The deployed parent legislation, written in 2012, is a priority for the commission because military members can face a confusing array of state laws when trying to work through child custody disputes. In addition to providing a common legal framework for all states, the legislation seeks to protect military members from being put at a disadvantage simply because they answer the call to duty, Morrow said.

You hear stories of service members choosing to leave the service because of the future effect on custody and visitation, Morrow said.

The Nebraska State Bar Association and the child-advocacy groups Voices for Children and the Children and Family Coalition of Nebraska also supported the bill. No one testified against it during a Jan. 23 public hearing.

Nelson, a member of the 155th Air Refueling Wing, said being able to designate a nonparent would have made her last deployment better.

Nelson has custody rights to her 9-year-old daughter and 6-year-old son that include visitation two nights per week and every other weekend. On other days, the children stay with her ex-husband, who lives about 50 miles away from her in Grand Island.

Before the deployment began, she said, she asked a judge to allow her childrens step-grandmother to pick up the kids for visitation. The judge said he couldnt grant her request and suggested that she needed to work it out with her ex-husband.

Her ex-husband agreed to allow Nelsons parents to do the weekly exchanges, but not her new in-laws.
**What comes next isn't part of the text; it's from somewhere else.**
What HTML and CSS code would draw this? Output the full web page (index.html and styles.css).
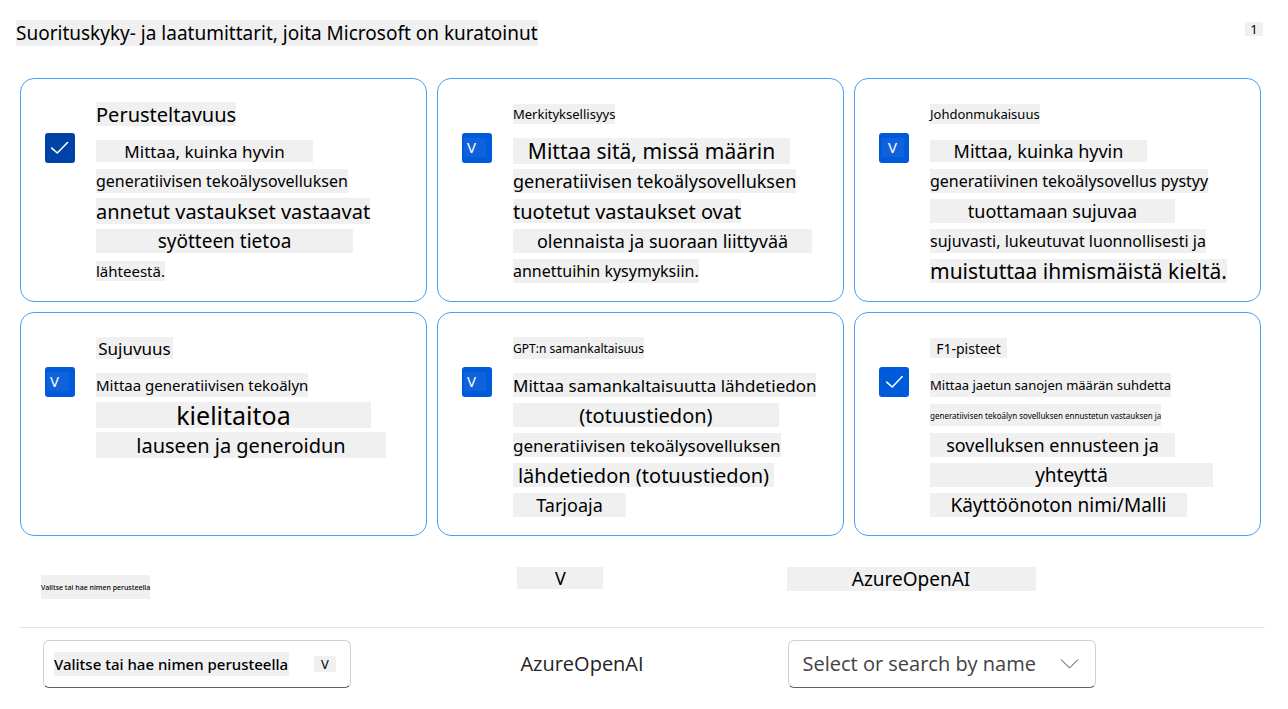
FILE: index.html
```html
<!DOCTYPE html>
<html lang="fi">
<head>
<meta charset="utf-8">
<meta name="viewport" content="width=device-width, initial-scale=1">
<title>Suorituskyky- ja laatumittarit</title>
<link rel="stylesheet" href="styles.css">
</head>
<body>
<header class="page-head">
  <h1 class="chip chip-26 t-19">Suorituskyky- ja laatumittarit, joita Microsoft on kuratoinut</h1>
  <span class="chip page-count t-13">1</span>
</header>

<main>
  <section class="cards">
    <article class="card">
      <div class="check check-dark">
        <input type="checkbox" id="m1" checked>
        <svg class="tick" viewBox="0 0 30 30" aria-hidden="true"><path d="M6.700 15.200L12.300 20L22.500 9.500"/></svg>
      </div>
      <div class="text">
        <h2 class="title"><label for="m1" class="chip t-20">Perusteltavuus</label></h2>
        <p class="line"><span class="chip chip-22 w-217 t-17">Mittaa, kuinka hyvin</span></p>
        <p class="line"><span class="chip t-16">generatiivisen tekoälysovelluksen</span></p>
        <p class="line"><span class="chip chip-26 t-20">annetut vastaukset vastaavat</span></p>
        <p class="line"><span class="chip w-257 t-19">syötteen tietoa</span></p>
        <p class="line"><span class="chip chip-20 t-15">lähteestä.</span></p>
      </div>
    </article>

    <article class="card">
      <div class="check">
        <input type="checkbox" id="m2" checked>
        <span class="mark t-15">V</span>
      </div>
      <div class="text">
        <h2 class="title"><label for="m2" class="chip chip-20 t-13">Merkityksellisyys</label></h2>
        <p class="line"><span class="chip chip-26 w-277 t-21">Mittaa sitä, missä määrin</span></p>
        <p class="line"><span class="chip t-18">generatiivisen tekoälysovelluksen</span></p>
        <p class="line"><span class="chip t-20">tuotetut vastaukset ovat</span></p>
        <p class="line"><span class="chip w-299 t-18">olennaista ja suoraan liittyvää</span></p>
        <p class="line"><span class="chip t-16">annettuihin kysymyksiin.</span></p>
      </div>
    </article>

    <article class="card">
      <div class="check">
        <input type="checkbox" id="m3" checked>
        <span class="mark mark-inset t-15">V</span>
      </div>
      <div class="text">
        <h2 class="title"><label for="m3" class="chip chip-20 t-13">Johdonmukaisuus</label></h2>
        <p class="line"><span class="chip chip-22 w-217 t-18">Mittaa, kuinka hyvin</span></p>
        <p class="line"><span class="chip t-16">generatiivinen tekoälysovellus pystyy</span></p>
        <p class="line"><span class="chip w-245 t-18">tuottamaan sujuvaa</span></p>
        <p class="line"><span class="chip t-16">sujuvasti, lukeutuvat luonnollisesti ja</span></p>
        <p class="line"><span class="chip t-21">muistuttaa ihmismäistä kieltä.</span></p>
      </div>
    </article>

    <article class="card">
      <div class="check">
        <input type="checkbox" id="m4" checked>
        <span class="mark t-15">V</span>
      </div>
      <div class="text">
        <h2 class="title"><label for="m4" class="chip chip-22 w-77 t-17">Sujuvuus</label></h2>
        <p class="line"><span class="chip t-15">Mittaa generatiivisen tekoälyn</span></p>
        <p class="line"><span class="chip chip-26 w-275 t-25">kielitaitoa</span></p>
        <p class="line"><span class="chip chip-26 w-290 t-20">lauseen ja generoidun</span></p>
      </div>
    </article>

    <article class="card">
      <div class="check">
        <input type="checkbox" id="m5" checked>
        <span class="mark t-15">V</span>
      </div>
      <div class="text">
        <h2 class="title"><label for="m5" class="chip chip-22 t-12">GPT:n samankaltaisuus</label></h2>
        <p class="line"><span class="chip t-17">Mittaa samankaltaisuutta lähdetiedon</span></p>
        <p class="line"><span class="chip w-266 t-20">(totuustiedon)</span></p>
        <p class="line"><span class="chip t-17">generatiivisen tekoälysovelluksen</span></p>
        <p class="line"><span class="chip w-261 t-20">lähdetiedon (totuustiedon)</span></p>
        <p class="line"><span class="chip w-113 t-18">Tarjoaja</span></p>
      </div>
    </article>

    <article class="card">
      <div class="check">
        <input type="checkbox" id="m6" checked>
        <svg class="tick" viewBox="0 0 30 30" aria-hidden="true"><path d="M7.700 15.200L13.300 20L23.200 9.500"/></svg>
      </div>
      <div class="text">
        <h2 class="title"><label for="m6" class="chip chip-20 w-77 t-14">F1-pisteet</label></h2>
        <p class="line"><span class="chip t-13">Mittaa jaetun sanojen määrän suhdetta</span></p>
        <p class="line"><span class="chip chip-22 t-8">generatiivisen tekoälyn sovelluksen ennustetun vastauksen ja</span></p>
        <p class="line"><span class="chip w-245 t-18">sovelluksen ennusteen ja</span></p>
        <p class="line"><span class="chip w-283 t-19">yhteyttä</span></p>
        <p class="line"><span class="chip w-257 t-19">Käyttöönoton nimi/Malli</span></p>
      </div>
    </article>
  </section>

  <table class="models">
    <colgroup><col class="col-name"><col class="col-provider"><col></colgroup>
    <thead>
      <tr>
        <th scope="col" class="name-head"><span class="chip t-7 medium">Valitse tai hae nimen perusteella</span></th>
        <th scope="col"><span class="chip chip-22 w-86 t-18">V</span></th>
        <th scope="col"><span class="chip w-249 t-19">AzureOpenAI</span></th>
      </tr>
    </thead>
    <tbody>
      <tr>
        <td>
          <div class="field field-chip">
            <select class="t-15 medium" aria-label="Valitse tai hae nimen perusteella"><option>Valitse tai hae nimen perusteella</option></select>
            <span class="chip field-mark t-13" aria-hidden="true">V</span>
          </div>
        </td>
        <td class="provider t-20">AzureOpenAI</td>
        <td>
          <div class="field">
            <select class="t-20" aria-label="Select or search by name"><option>Select or search by name</option></select>
            <svg class="chevron" viewBox="0 0 20 12" aria-hidden="true"><path d="M1 1.500L9.500 10L18 1.500"/></svg>
          </div>
        </td>
      </tr>
    </tbody>
  </table>
</main>
</body>
</html>
```
FILE: styles.css
```css
* { box-sizing: border-box; }

body {
  margin: 0;
  background: #fff;
  color: #000;
  font-family: "Noto Sans", "Open Sans", sans-serif;
}

h1, h2, p { margin: 0; font-weight: 400; }

/* type scale */
.t-7 { font-size: 7px; }
.t-8 { font-size: 8px; }
.t-12 { font-size: 12px; }
.t-13 { font-size: 13px; }
.t-14 { font-size: 14px; }
.t-15 { font-size: 15px; }
.t-16 { font-size: 16px; }
.t-17 { font-size: 17px; }
.t-18 { font-size: 18px; }
.t-19 { font-size: 19px; }
.t-20 { font-size: 20px; }
.t-21 { font-size: 21px; }
.t-25 { font-size: 25px; }
.medium { font-weight: 500; }

/* highlighted text */
.chip {
  display: inline-flex;
  align-items: center;
  justify-content: center;
  height: 24px;
  background: #f0f0f0;
  white-space: nowrap;
}
.chip-20 { height: 20px; }
.chip-22 { height: 22px; }
.chip-26 { height: 26px; }
.w-77 { min-width: 77px; }
.w-86 { min-width: 86px; }
.w-113 { min-width: 113px; }
.w-217 { min-width: 217px; }
.w-245 { min-width: 245px; }
.w-249 { min-width: 249px; }
.w-257 { min-width: 257px; }
.w-261 { min-width: 261px; }
.w-266 { min-width: 266px; }
.w-275 { min-width: 275px; }
.w-277 { min-width: 277px; }
.w-283 { min-width: 283px; }
.w-290 { min-width: 290px; }
.w-299 { min-width: 299px; }

.page-head {
  display: flex;
  justify-content: space-between;
  align-items: flex-start;
  padding: 20px 25px 32px 16px;
}
.page-count { width: 18px; height: 14px; margin-top: 2px; }

.cards {
  display: grid;
  grid-template-columns: repeat(3, 1fr);
  gap: 10px;
  padding: 0 27px 0 20px;
}
.card {
  display: flex;
  gap: 21px;
  min-height: 224px;
  padding: 23px 0 14px 24px;
  border: 1px solid #479ef5;
  border-radius: 14px;
}
.title { display: flex; align-items: center; height: 24px; margin-bottom: 10px; }
.line { display: flex; align-items: center; height: 30px; }

.check {
  display: grid;
  flex: none;
  width: 30px;
  height: 30px;
  margin-top: 31px;
}
.check > * { grid-area: 1 / 1; }
.check input {
  appearance: none;
  width: 30px;
  height: 30px;
  margin: 0;
  border-radius: 3px;
  background: #005bdb;
}
.check-dark input { background: #0043a6; }
.tick, .mark { pointer-events: none; }
.tick { fill: none; stroke: #fff; stroke-width: 1.6; stroke-linecap: round; }
.mark {
  width: 22px;
  height: 19px;
  margin: 5px 0 0 2px;
  padding-left: 3px;
  background: #0f62dc;
  color: #fff;
  line-height: 18px;
}
.mark-inset { padding-left: 6px; margin-left: 3px; }

.models {
  width: calc(100% - 42px);
  margin: 31px 23px 0 19px;
  border-collapse: collapse;
  table-layout: fixed;
}
.col-name { width: 40%; }
.col-provider { width: 21.6%; }
.models th {
  height: 60px;
  padding: 0;
  border-bottom: 1px solid #e6e6e6;
  font-weight: 400;
  text-align: left;
  vertical-align: top;
}
.models th .chip { display: flex; width: max-content; }
.models th.name-head { padding: 8px 0 0 22px; }
.models td { padding: 12px 0 0; }
.models td:first-child { padding-left: 24px; }
.models td:last-child { padding-left: 1px; }
.models td.provider {
  padding: 12px 0 0 3px;
  color: #242424;
  font-family: "Open Sans", "Noto Sans", sans-serif;
}

.field {
  display: flex;
  align-items: center;
  justify-content: space-between;
  width: 308px;
  height: 48px;
  padding: 0 15px 0 14px;
  border: 1px solid #d1d1d1;
  border-bottom-color: #616161;
  border-radius: 6px;
}
.field select {
  appearance: none;
  padding: 0;
  border: 0;
  background: transparent;
  color: #424242;
  font-family: "Open Sans", "Noto Sans", sans-serif;
}
.field-chip { padding: 0 14px 0 10px; }
.field-chip select {
  height: 24px;
  background: #f0f0f0;
  color: #000;
  font-family: inherit;
}
.field-mark { width: 22px; height: 16px; }
.chevron { width: 20px; height: 12px; fill: none; stroke: #424242; stroke-width: 1; }
```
The problem, Nelson said, is her parents own a ranch in North Dakota, a nine-hour drive from Kearney. During Nelsons deployment, her mother made the trip twice to spend time with the children.

Although Nelson said her ex-husband allowed her to talk to the children during the deployment, he did not permit Internet video conversations.

Nancy Johnson, a Hastings attorney who represents the ex-husband, said the court has ordered Nelsons current husband not to be present when the children are picked up or dropped off. She otherwise said she does not object to the deployed parent law.

Through his attorney, the ex-husband declined to comment.

Nelson said she wanted her children to keep their routine while she was gone. At her home in Kearney, they have their pets, a close relationship with her new family and access to Skype, she said.

Nelson hopes that the new law helps other military members and their children get through the difficulty that is a deployment.

Because we put on a uniform, our children should not be hurt, they should be protected, she said.